Daniel Libeskind, the master plan architect for the former World Trade Center site in New York City, will read from his new memoir, Breaking Ground: Adventures in Life and Architecture, at 7 p.m. Dec. 6 in Graham Chapel.
The reading — sponsored by Left Bank Books, the Contemporary Art Museum St. Louis and the University’s Sam Fox Arts Center and School of Architecture — is free and open to the public, though seating is limited.
Libeskind is one of the world’s most influential figures in architecture and urban design. Breaking Ground, written with Sarah Crichton, discusses his iconoclastic approach to public space, his ideas about tragedy and hope, and the way in which architecture can memorialize — and reshape — human experience.

The book also shares Libeskind’s vision for the World Trade Center site, including his proposed 1776 Freedom Tower, a soaring 1,776-foot-tall spire designed to restore New York’s “spiritual peak” while creating “an icon that speaks of our vitality in the face of danger and our optimism in the aftermath of tragedy.”
Born in Poland to Holocaust survivors in 1946, Libeskind became an American citizen in 1965, earning an undergraduate degree in architecture from Cooper Union in 1970 and a postgraduate degree in history and theory of architecture from the School of Comparative Studies at Essex University in 1972.
A former director of architectural studies at the Cranbrook Academy of Art, he has also taught at the University of Toronto, Yale University, the University of Pennsylvania and the Karlsruhe Hochschule fur Gestaltung in Germany.
In 1989, Libeskind won the competition for the Jewish Museum Berlin, and he founded Studio Daniel Libeskind the following year. Even before the 2001 opening of the museum, Libeskind’s radical, strikingly asymmetrical design — filled with disorienting angles, underground passages and slit windows — became something of a legend in architecture circles.
Many observers suggested that the museum remain empty, a monument to the void left by the Holocaust. Libeskind and museum director Michael Blumenthal, however, have noted such proposals defeat the project’s purpose, which is to pay homage to the rich cultural contributions of Germany’s Jewish community.

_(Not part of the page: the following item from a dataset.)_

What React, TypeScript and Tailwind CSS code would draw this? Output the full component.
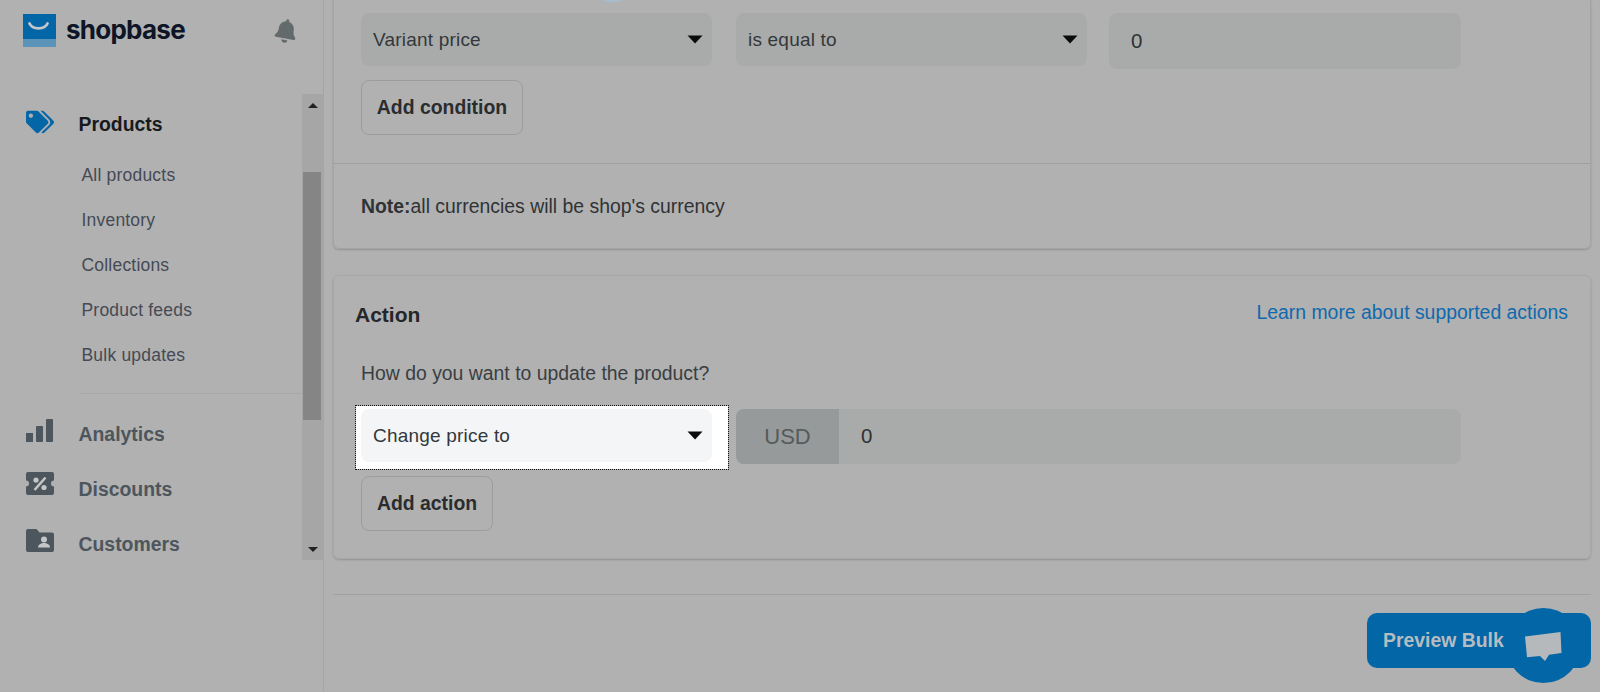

Other major completed works include The Felix Nussbaum Haus (1998), a museum for the city of Osnabrück, Germany; the Imperial War Museum North in Manchester, England (2002); the London Metropolitan University Graduate Centre (2003); and the Danish Jewish Museum in Copenhagen (2004).

In addition to the World Trade Center master plan, Studio Daniel Libeskind is designing or constructing more than a dozen projects around the world.
These include the Jewish Museum in San Francisco; extensions to the Denver Art Museum and the Royal Ontario Museum; the JVC University Colleges of Public Administration, Teaching and Art & Architecture in Guadalajara, Mexico; The Maurice Wohl Auditorium in BarIlan, Israel; the Corporate Headquarters for Wohnbau Nordwest in Dresden, Germany; and the Dublin Docklands Grand Canal Performing Arts Centre and Galleria in Ireland.
In addition to his design work, Libeskind has earned a reputation as one of the world’s preeminent architectural theorists. His previous books include Daniel Libeskind: The Space of Encounter (2001), Libeskind Speaks: Writings of Construction (1999) and Radix-Matix: Architecture and Writings (1997).
A member of the European Academy of Arts and Letters, Libeskind’s many honors include the German Architecture Prize (1999) and the Goethe Medal (2000).
In 2001, he became the first architect to receive the Hiroshima Art Prize, given to an artist whose work promotes international understanding and peace.
Doors will open at 6:30 p.m. A book-signing will be held afterward, and Breaking Ground will be available for purchase.